Vic Shihang Li

Research

NEMO: Flexible, High-Fidelity Memory Telemetry

Modern servers use complex memory hierarchies that require active OS management, but the OS lacks low-overhead and accurate visibility into how memory is actually used, resulting in poor policy decisions. Existing approaches either rely on software that is flexible but has high overhead, or hardware counters that are efficient but too coarse and inflexible. Our system breaks this trade-off with HW/SW co-design. It introduces a small, programmable monitoring mechanism inside memory controllers that lets the OS directly track memory activities of interest, achieving both accuracy and flexibility with low overhead.

Self-Defining Systems

Self-Defining Systems (SDS) address a fundamental mismatch in modern infrastructure: hardware, workloads, and models evolve rapidly, but systems software still takes months or years to design, integrate, and optimize, limiting our ability to fully exploit datacenter investments. SDS envisions AI-native systems that continuously define, build, deploy, and evolve themselves end-to-end, using coordinated LLM agents to explore and validate designs across specification, architecture, algorithms, and code while closing the loop with production feedback. As initial evidence, our agent-driven prototypes have autonomously built and optimized complex systems—including LLM inference runtimes and applications with 40+ microservices—achieving order-of-magnitude speedups and near expert-level performance while reducing integration time from weeks to days.

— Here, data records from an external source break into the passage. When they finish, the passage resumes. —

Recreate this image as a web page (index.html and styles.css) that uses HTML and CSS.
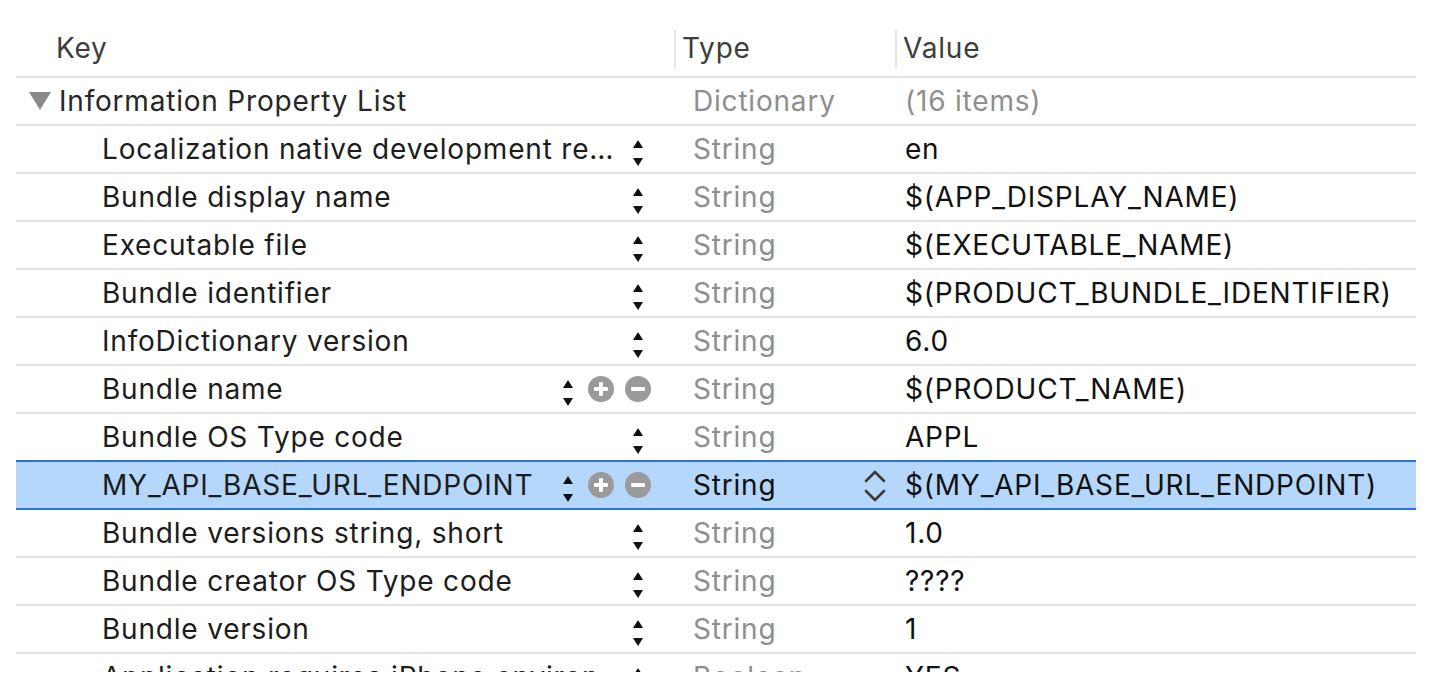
FILE: index.html
```html
<!DOCTYPE html>
<html>
<head>
<meta charset="utf-8">
<link rel="stylesheet" href="styles.css">
</head>
<body>
<div class="plist">
  <div class="head">
    <div class="hcell hkey">Key</div>
    <div class="hcell htype">Type</div>
    <div class="hcell hval">Value</div>
  </div>

  <div class="row">
    <div class="key root"><span class="disclosure"></span><span class="ktext">Information Property List</span></div>
    <div class="type">Dictionary</div>
    <div class="val dim">(16 items)</div>
  </div>

  <div class="row">
    <div class="key"><span class="ktext">Localization native development re…</span><span class="slot"><span class="stepper"></span></span></div>
    <div class="type">String</div>
    <div class="val">en</div>
  </div>
  <div class="row">
    <div class="key"><span class="ktext">Bundle display name</span><span class="slot"><span class="stepper"></span></span></div>
    <div class="type">String</div>
    <div class="val">$(APP_DISPLAY_NAME)</div>
  </div>
  <div class="row">
    <div class="key"><span class="ktext">Executable file</span><span class="slot"><span class="stepper"></span></span></div>
    <div class="type">String</div>
    <div class="val">$(EXECUTABLE_NAME)</div>
  </div>
  <div class="row">
    <div class="key"><span class="ktext">Bundle identifier</span><span class="slot"><span class="stepper"></span></span></div>
    <div class="type">String</div>
    <div class="val">$(PRODUCT_BUNDLE_IDENTIFIER)</div>
  </div>
  <div class="row">
    <div class="key"><span class="ktext">InfoDictionary version</span><span class="slot"><span class="stepper"></span></span></div>
    <div class="type">String</div>
    <div class="val">6.0</div>
  </div>
  <div class="row">
    <div class="key"><span class="ktext">Bundle name</span><span class="slot slot-step"><span class="stepper"></span></span><span class="slot slot-plus"><span class="circ plus"></span></span><span class="slot"><span class="circ minus"></span></span></div>
    <div class="type">String</div>
    <div class="val">$(PRODUCT_NAME)</div>
  </div>
  <div class="row">
    <div class="key"><span class="ktext">Bundle OS Type code</span><span class="slot"><span class="stepper"></span></span></div>
    <div class="type">String</div>
    <div class="val">APPL</div>
  </div>
  <div class="row selected">
    <div class="key"><span class="ktext">MY_API_BASE_URL_ENDPOINT</span><span class="slot slot-step"><span class="stepper"></span></span><span class="slot slot-plus"><span class="circ plus"></span></span><span class="slot"><span class="circ minus"></span></span></div>
    <div class="type"><span class="ttext">String</span>
      <svg class="popup" width="24" height="36" viewBox="0 0 24 36"><path d="M3 13 L12 4 L21 13 M3 23 L12 32 L21 23" fill="none" stroke="#3a3a3a" stroke-width="2.6" stroke-linecap="round" stroke-linejoin="round"/></svg>
    </div>
    <div class="val">$(MY_API_BASE_URL_ENDPOINT)</div>
  </div>
  <div class="row">
    <div class="key"><span class="ktext">Bundle versions string, short</span><span class="slot"><span class="stepper"></span></span></div>
    <div class="type">String</div>
    <div class="val">1.0</div>
  </div>
  <div class="row">
    <div class="key"><span class="ktext">Bundle creator OS Type code</span><span class="slot"><span class="stepper"></span></span></div>
    <div class="type">String</div>
    <div class="val">????</div>
  </div>
  <div class="row">
    <div class="key"><span class="ktext">Bundle version</span><span class="slot"><span class="stepper"></span></span></div>
    <div class="type">String</div>
    <div class="val">1</div>
  </div>
  <div class="row">
    <div class="key"><span class="ktext">Application requires iPhone environ…</span><span class="slot"><span class="stepper"></span></span></div>
    <div class="type">Boolean</div>
    <div class="val">YES</div>
  </div>
</div>
</body>
</html>
```

FILE: styles.css
```css
html, body {
  margin: 0;
  padding: 0;
  background: #ffffff;
}

body {
  font-family: Inter, "Liberation Sans", Arial, sans-serif;
  font-size: 28px;
  letter-spacing: 0.8px;
  color: #1c1c1c;
}

.plist {
  margin-left: 16px;
  width: 1400px;
  height: 672px;
  overflow: hidden;
}

.head {
  display: grid;
  grid-template-columns: 659px 221px 520px;
  height: 76px;
  border-bottom: 2px solid #e3e3e3;
  align-items: end;
}

.hcell {
  color: #3d3d3d;
  height: 39px;
  margin-bottom: 7px;
  display: flex;
  align-items: center;
  box-sizing: border-box;
  padding-bottom: 4px;
}

.hkey { padding-left: 40px; }
.htype { padding-left: 6px; border-left: 2px solid #e6e6e6; margin-left: -1px; }
.hval { padding-left: 6px; border-left: 2px solid #e6e6e6; margin-left: -1px; }

.row {
  display: grid;
  grid-template-columns: 659px 221px 520px;
  height: 46px;
  border-bottom: 2px solid #e3e3e3;
  align-items: center;
}

.row.selected {
  background: #b5d7fb;
  border-top: 2px solid #2a72d4;
  border-bottom: 2px solid #2a72d4;
  margin-top: -2px;
}

.key {
  display: flex;
  align-items: center;
  padding-left: 86px;
  padding-right: 24px;
  height: 46px;
  min-width: 0;
}

.key.root {
  padding-left: 13px;
}

.disclosure {
  width: 0;
  height: 0;
  border-left: 11px solid transparent;
  border-right: 11px solid transparent;
  border-top: 18px solid #8a8a8a;
  margin-right: 8px;
  flex: none;
}

.ktext {
  flex: 1;
  white-space: nowrap;
  overflow: hidden;
  min-width: 0;
}

.root .ktext { color: #262626; }

.slot {
  width: 26px;
  height: 46px;
  flex: none;
  display: flex;
  align-items: center;
  justify-content: center;
}

.slot-step { margin-right: 7px; }
.slot-plus { margin-right: 11px; }

.stepper {
  position: relative;
  width: 12px;
  height: 26px;
  margin-top: 8px;
}

.stepper::before,
.stepper::after {
  content: "";
  position: absolute;
  left: 1px;
  width: 0;
  height: 0;
  border-left: 5px solid transparent;
  border-right: 5px solid transparent;
}

.stepper::before {
  top: 0;
  border-bottom: 8px solid #111;
}

.stepper::after {
  bottom: 0;
  border-top: 8px solid #111;
}

.circ {
  position: relative;
  width: 26px;
  height: 26px;
  border-radius: 50%;
  background: #9a9a9a;
}

.circ::before,
.circ::after {
  content: "";
  position: absolute;
  background: #ffffff;
  border-radius: 1px;
}

.circ::before {
  left: 6px;
  top: 11px;
  width: 14px;
  height: 4px;
}

.plus::after {
  left: 11px;
  top: 6px;
  width: 4px;
  height: 14px;
}

.type {
  color: #8e8e8e;
  padding-left: 18px;
  display: flex;
  align-items: center;
  height: 46px;
  white-space: nowrap;
}

.selected .type { color: #111; }

.ttext { flex: 1; }

.popup {
  flex: none;
  margin-right: 9px;
  margin-top: 2px;
}

.val {
  padding-left: 9px;
  white-space: nowrap;
  color: #111;
}

.val.dim { color: #8e8e8e; }
```
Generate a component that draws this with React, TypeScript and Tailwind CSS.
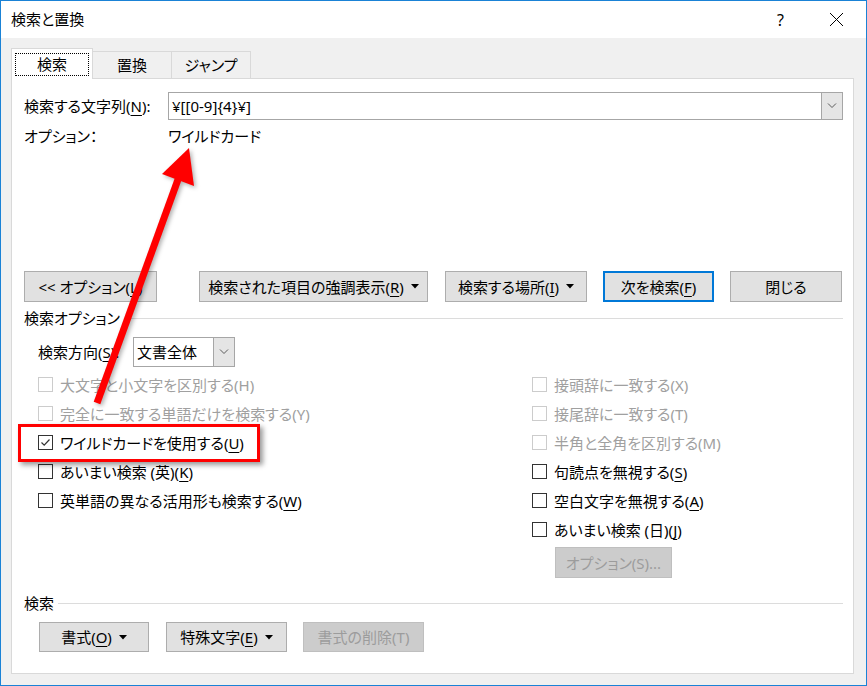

FlowGuard: Information Flow Control for Coding Agents

Coding agents powered by large language models are increasingly being used to automate software development tasks. However, these agents can inadvertently leak sensitive information or execute unauthorized operations when interacting with external systems. FlowGuard addresses these security concerns by applying information flow control to coding agents, ensuring that sensitive data and operations are properly isolated and controlled throughout the agent's execution.

Masa: Microservice SLO Management

Microservice applications face challenges in maintaining consistent performance and meeting service-level objectives (SLOs) across services. Traditional approaches often optimize individual services in isolation, leading to suboptimal end-to-end performance. Masa improves microservice goodput by coordinating SLO enforcement across service boundaries, enabling end-to-end SLO guarantees that account for the complex interactions between microservices.

Loom: Efficient Telemetry for Production Systems

Debugging production systems today requires a difficult trade-off between how much data is collected and how quickly it can be queried: indexing for fast queries often slows ingestion and forces data to be dropped. Furthermore, data collection must not slow down the application being monitored. Loom breaks this trade-off by showing that fast queries do not require indexing every record: coarse summaries over small chunks are sufficient. With a small CPU and memory footprint in production, Loom minimizes application interference.

Quicksand: Unstrand Resources with Granular Computing

Resource stranding causes substantial underutilization in datacenters and is commonly addressed through hardware-based disaggregation on emerging hardware. Quicksand argues that stranded resources can be addressed on hardware today via a new programming framework layer. Its key insight is to decompose applications into fine-grained, resource-specific units that can be scheduled onto stranded resources. Quicksand performs this decomposition transparently and dynamically adjusts it at millisecond timescales to adapt to changing resource availability.